§ **Task to carry out**: Note each line of the listing that contains the string "components", and copy it.

§ **Recorded data**:
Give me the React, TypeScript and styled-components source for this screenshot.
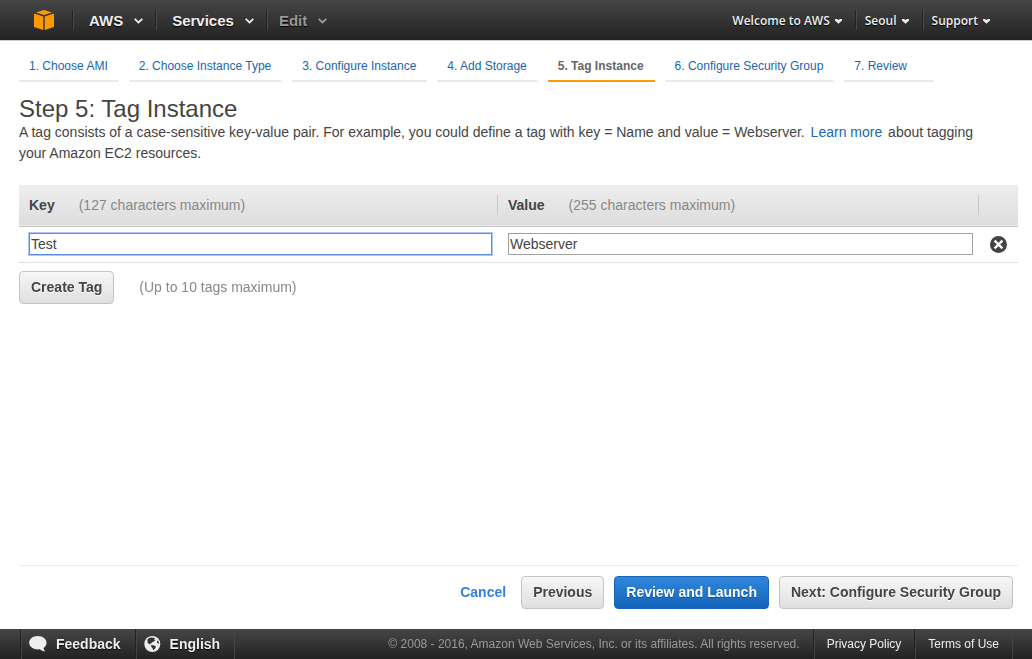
import React, { useState } from "react";
import styled, { createGlobalStyle, css } from "styled-components";

const GlobalStyle = createGlobalStyle`
  * { box-sizing: border-box; }
  body {
    margin: 0;
    background: #fff;
    color: #444;
    font: 14px/21px "Liberation Sans", Arial, sans-serif;
  }
  button, input { font: inherit; color: inherit; margin: 0; }
  a { text-decoration: none; }
`;

const Page = styled.div`
  min-height: 100vh;
  display: flex;
  flex-direction: column;
`;

const darkBar = css`
  display: flex;
  background: linear-gradient(#464646, #222);
  color: #eee;
`;

const TopBar = styled.header`
  ${darkBar}
  height: 41px;
  padding: 10px 29px 10px 32px;
  justify-content: space-between;
  border-bottom: 1px solid #ccc;
`;

const NavGroup = styled.nav`
  display: flex;
  height: 20px;
`;

const Logo = styled.a`
  display: flex;
  width: 40px;
  padding-left: 2px;
`;

const NavButton = styled.button<{ $muted?: boolean }>`
  display: flex;
  align-items: center;
  gap: 11px;
  padding: 2px 12px 0 ${(p) => (p.$muted ? "12px" : "16px")};
  border: 0;
  border-left: 1px solid #222;
  box-shadow: inset 1px 0 #4a4a4a;
  background: none;
  font-size: 15px;
  line-height: 18px;
  font-weight: 700;
  color: ${(p) => (p.$muted ? "#999" : "#eee")};
  text-shadow: 0 1px 1px #000;
`;

const AccountButton = styled(NavButton)`
  gap: 5px;
  padding: 2px 13px 0 9px;
  font: 600 12px/20px "Open Sans", "Noto Sans", sans-serif;
  &:first-child { border-left: 0; box-shadow: none; }
`;

const Content = styled.main`
  flex: 1;
  display: flex;
  flex-direction: column;
  padding: 9px 14px 20px 19px;
`;

const Steps = styled.nav`
  display: flex;
  gap: 10px;
`;

const Step = styled.a<{ $active?: boolean }>`
  min-width: 90px;
  height: 32px;
  padding: 0 11px 0 10px;
  border-bottom: 2px solid ${(p) => (p.$active ? "#f90" : "#eaeaea")};
  color: ${(p) => (p.$active ? "#666" : "#2166b0")};
  font-size: 12px;
  line-height: 32px;
  font-weight: ${(p) => (p.$active ? 700 : 400)};
  white-space: nowrap;
`;

const Title = styled.h1`
  margin: 13px 0 0;
  font-size: 24px;
  line-height: 27px;
  font-weight: 400;
`;

const Intro = styled.p`
  margin: 0 0 21px;
  padding-right: 20px;
  a { color: #2166b0; margin: 0 2px; }
`;

const TagTable = styled.table`
  width: 100%;
  border-collapse: collapse;
  table-layout: fixed;
`;

const HeadRow = styled.tr`
  height: 41px;
  background: linear-gradient(#eee, #ddd);
  border-bottom: 1px solid #c4c4c4;
`;

const HeadCell = styled.th<{ $width?: string }>`
  width: ${(p) => p.$width ?? "auto"};
  padding: 0;
  text-align: left;
`;

const HeadLabel = styled.div`
  display: flex;
  gap: 24px;
  height: 20px;
  line-height: 20px;
  padding-left: 10px;
  border-right: 1px solid #c8c8c8;
`;

const Hint = styled.span`
  font-weight: 400;
  color: #888;
`;

const BodyRow = styled.tr`
  height: 36px;
  border-bottom: 1px solid #ddd;
`;

const BodyCell = styled.td`
  padding: 0 6px 0 10px;
`;

const TextBox = styled.input`
  display: block;
  width: 100%;
  height: 22px;
  padding: 0 1px;
  border: 1px solid #a0a0a0;
  background: #fff;
  &:focus {
    border-color: #5b8ee0;
    outline: 1px solid #a9c6f5;
  }
`;

const RemoveButton = styled.button`
  display: flex;
  padding: 1px 1px 0;
  border: 0;
  background: none;
`;

const CreateRow = styled.div`
  display: flex;
  align-items: center;
  gap: 25px;
  margin-top: 8px;
`;

const Button = styled.button<{ $primary?: boolean }>`
  height: 33px;
  padding: 0 11px;
  border: 1px solid ${(p) => (p.$primary ? "#1664b5" : "#c4c4c4")};
  border-radius: 4px;
  background: ${(p) =>
    p.$primary ? "linear-gradient(#3186db, #1264ba)" : "linear-gradient(#f7f7f7, #dfdfdf)"};
  color: ${(p) => (p.$primary ? "#fff" : "#444")};
  text-shadow: 0 1px ${(p) => (p.$primary ? "#0f4f95" : "#fff")};
  font-weight: 700;
  white-space: nowrap;
`;

const Actions = styled.div`
  display: flex;
  justify-content: flex-end;
  align-items: center;
  gap: 10px;
  margin-top: auto;
  padding: 10px 5px 0 0;
  border-top: 1px solid #eaeaea;
`;

const Cancel = styled.a`
  margin-right: 5px;
  color: #3380dc;
  font-weight: 700;
`;

const Footer = styled.footer`
  ${darkBar}
  height: 30px;
  padding: 0 20px;
  align-items: stretch;
`;

const FooterButton = styled.button`
  display: flex;
  align-items: center;
  gap: 9px;
  padding: 0 14px 0 8px;
  border: 0;
  border-left: 1px solid #222;
  box-shadow: inset 1px 0 #444, 1px 0 #444;
  background: none;
  color: #eee;
  font-weight: 700;
  text-shadow: 0 1px 1px #000;
`;

const Copyright = styled.small`
  margin-left: auto;
  padding-right: 13px;
  font-size: 12px;
  line-height: 30px;
  color: #999;
`;

const FooterLink = styled.a`
  padding: 0 13px;
  border-left: 1px solid #222;
  box-shadow: inset 1px 0 #444, 1px 0 #444;
  font-size: 12px;
  line-height: 30px;
  color: #eee;
`;

const Cube = () => (
  <svg width="20" height="20" viewBox="0 0 20 20" fill="#f90" aria-label="AWS home">
    <path d="M10 0 18 2.4 10 4.9 2 2.4Z" />
    <path d="M0 3.6 9.3 6.4V20L0 17Z" />
    <path d="M20 3.6 10.7 6.4V20L20 17Z" />
  </svg>
);

const Chevron = () => (
  <svg width="9" height="6" viewBox="0 0 9 6" fill="none" stroke="currentColor" strokeWidth="1.8">
    <path d="M.7.8 4.5 4.400 8.300.8" />
  </svg>
);

const Caret = () => (
  <svg width="7" height="5" viewBox="0 0 7 5" fill="currentColor">
    <path d="M0 0H2L3.500 1 5 0H7V1.400L3.500 4.800 0 1.400Z" />
  </svg>
);

const Cross = () => (
  <svg width="17" height="17" viewBox="0 0 17 17">
    <circle cx="8.5" cy="8.5" r="8.5" fill="#444" />
    <path d="M4.6 4.6 12.4 12.4M12.4 4.6 4.6 12.4" stroke="#fff" strokeWidth="2.2" />
  </svg>
);

const Bubble = () => (
  <svg width="18" height="16" viewBox="0 0 18 16" fill="#eee">
    <path d="M8.8 0C13.8 0 17.5 2.8 17.5 6.8c0 2.3-1.2 4.1-2.9 5.2.1 1.5.8 2.6 1.7 3.5-2.1-.1-4-.9-5.3-2.2C4.9 14 .2 11.2.2 6.8.2 2.8 3.9 0 8.8 0Z" />
  </svg>
);

const Globe = () => (
  <svg width="17" height="16" viewBox="0 0 17 16">
    <circle cx="8.3" cy="8" r="8" fill="#eee" />
    <path
      fill="#333"
      d="M3.4 3.6 5.6 1.8 8 1.6 11.4 2.2 9.8 3.2 11.4 4 9.8 5.6 8.2 6.2 7.2 7.4 6 7.2 6.8 8.600 5 8 3.600 6.400Z
         M7.200 9 10.400 9.400 12 10.600 11 12.800 9.200 14.200 8.600 12.400 7.200 10.800Z
         M13.200 4.600 14.600 5.400 15.200 7.800 14 7.600 12.800 6.200Z"
    />
  </svg>
);

const steps = [
  "1. Choose AMI",
  "2. Choose Instance Type",
  "3. Configure Instance",
  "4. Add Storage",
  "5. Tag Instance",
  "6. Configure Security Group",
  "7. Review",
];

export default function App() {
  const [tagKey, setTagKey] = useState("Test");
  const [tagValue, setTagValue] = useState("Webserver");

  return (
    <Page>
      <GlobalStyle />
      <TopBar>
        <NavGroup>
          <Logo href="#"><Cube /></Logo>
          <NavButton>AWS <Chevron /></NavButton>
          <NavButton>Services <Chevron /></NavButton>
          <NavButton $muted>Edit <Chevron /></NavButton>
        </NavGroup>
        <NavGroup>
          <AccountButton>Welcome to AWS <Caret /></AccountButton>
          <AccountButton>Seoul <Caret /></AccountButton>
          <AccountButton>Support <Caret /></AccountButton>
        </NavGroup>
      </TopBar>

      <Content>
        <Steps>
          {steps.map((s, i) => (
            <Step key={s} href="#" $active={i === 4}>{s}</Step>
          ))}
        </Steps>
        <Title>Step 5: Tag Instance</Title>
        <Intro>
          A tag consists of a case-sensitive key-value pair. For example, you could define a tag
          with key = Name and value = Webserver. <a href="#">Learn more</a> about tagging your
          Amazon EC2 resources.
        </Intro>

        <TagTable>
          <thead>
            <HeadRow>
              <HeadCell $width="479px">
                <HeadLabel>Key <Hint>(127 characters maximum)</Hint></HeadLabel>
              </HeadCell>
              <HeadCell>
                <HeadLabel>Value <Hint>(255 characters maximum)</Hint></HeadLabel>
              </HeadCell>
              <HeadCell $width="39px" aria-label="Remove" />
            </HeadRow>
          </thead>
          <tbody>
            <BodyRow>
              <BodyCell>
                <TextBox
                  autoFocus
                  aria-label="Key"
                  value={tagKey}
                  onChange={(e) => setTagKey(e.target.value)}
                />
              </BodyCell>
              <BodyCell>
                <TextBox
                  aria-label="Value"
                  value={tagValue}
                  onChange={(e) => setTagValue(e.target.value)}
                />
              </BodyCell>
              <BodyCell>
                <RemoveButton aria-label="Remove tag"><Cross /></RemoveButton>
              </BodyCell>
            </BodyRow>
          </tbody>
        </TagTable>

        <CreateRow>
          <Button>Create Tag</Button>
          <Hint>(Up to 10 tags maximum)</Hint>
        </CreateRow>

        <Actions>
          <Cancel href="#">Cancel</Cancel>
          <Button>Previous</Button>
          <Button $primary>Review and Launch</Button>
          <Button>Next: Configure Security Group</Button>
        </Actions>
      </Content>

      <Footer>
        <FooterButton><Bubble />Feedback</FooterButton>
        <FooterButton><Globe />English</FooterButton>
        <Copyright>
          © 2008 - 2016, Amazon Web Services, Inc. or its affiliates. All rights reserved.
        </Copyright>
        <FooterLink href="#">Privacy Policy</FooterLink>
        <FooterLink href="#">Terms of Use</FooterLink>
      </Footer>
    </Page>
  );
}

§ **Solution to the problem**:
Give me the React, TypeScript and styled-components source for this screenshot.
import styled, { createGlobalStyle, css } from "styled-components";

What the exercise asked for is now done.